27.4.04

We Have Always Been at War With Eurasia

First two grafs of a Salon.com piece on the coming American totalitarian state:

U.S. Supreme Court justices listened skeptically last week as Solicitor General Ted Olson argued that foreign detainees being held in U.S. military facilities in Guantánamo Bay have no right to seek relief from U.S. courts. Wednesday, Olson will be back before the court, this time arguing in two historic cases that the government has the authority to lock up U.S. citizens, too -- without charges, without a lawyer, without a trial, without any rights at all -- simply by declaring them "enemy combatants" in the administration's war on terror.

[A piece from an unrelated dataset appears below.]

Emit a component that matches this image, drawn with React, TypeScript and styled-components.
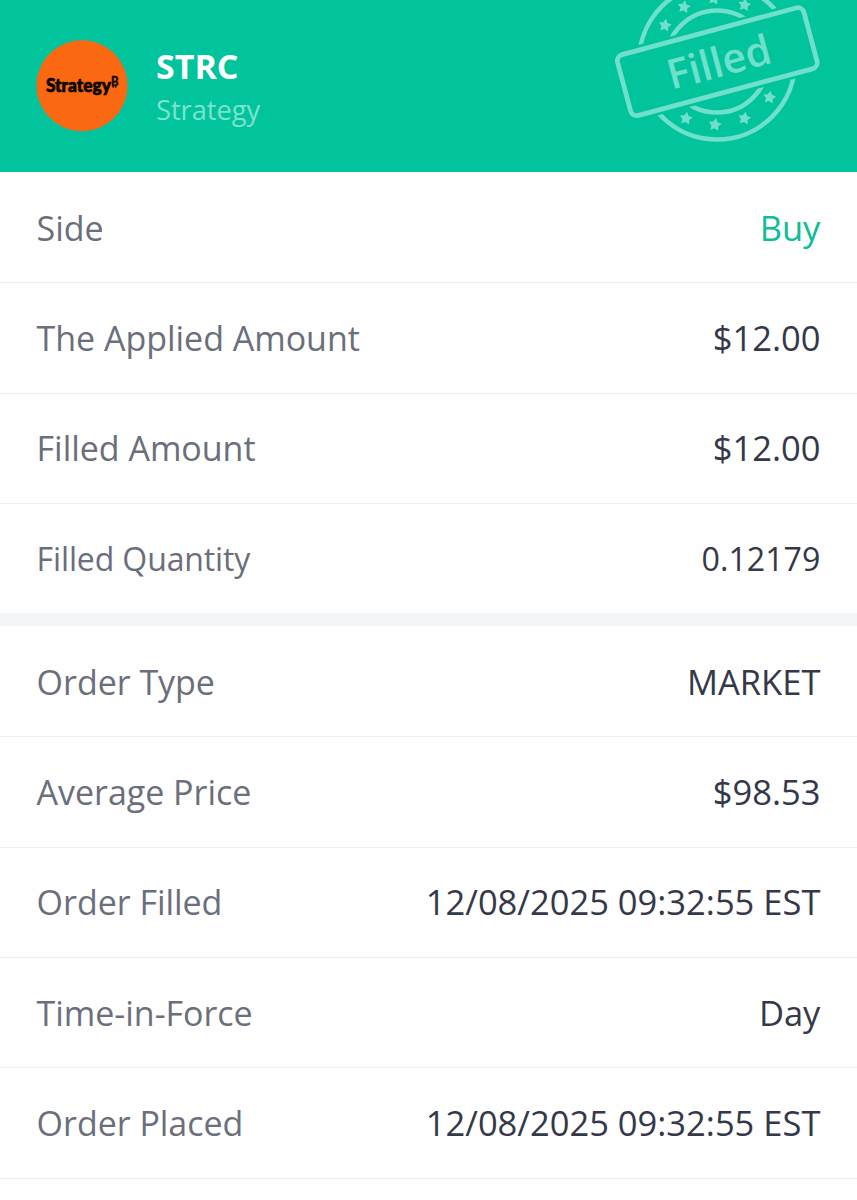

Having government agents sweep U.S. citizens off the streets and into prison cells, holding them incommunicado for as long as the government likes -- it sounds like a dark fantasy of life in a totalitarian state, the kind of thing we're supposed to be fighting against in Iraq. But this is no fantasy. In the cases of Jose Padilla and Yaser Hamdi, the Bush administration is advancing a vision of governmental power that is both far-reaching and unprecedented, at least in the United States of America. And it is a vision -- like the one the administration articulated Tuesday during Supreme Court arguments on the secrecy of Vice President Cheney's energy task force -- that leaves sole discretion, sole authority, and almost unfettered power in the hands of the executive branch.


There is no joke here; there is no overstating how bad this is.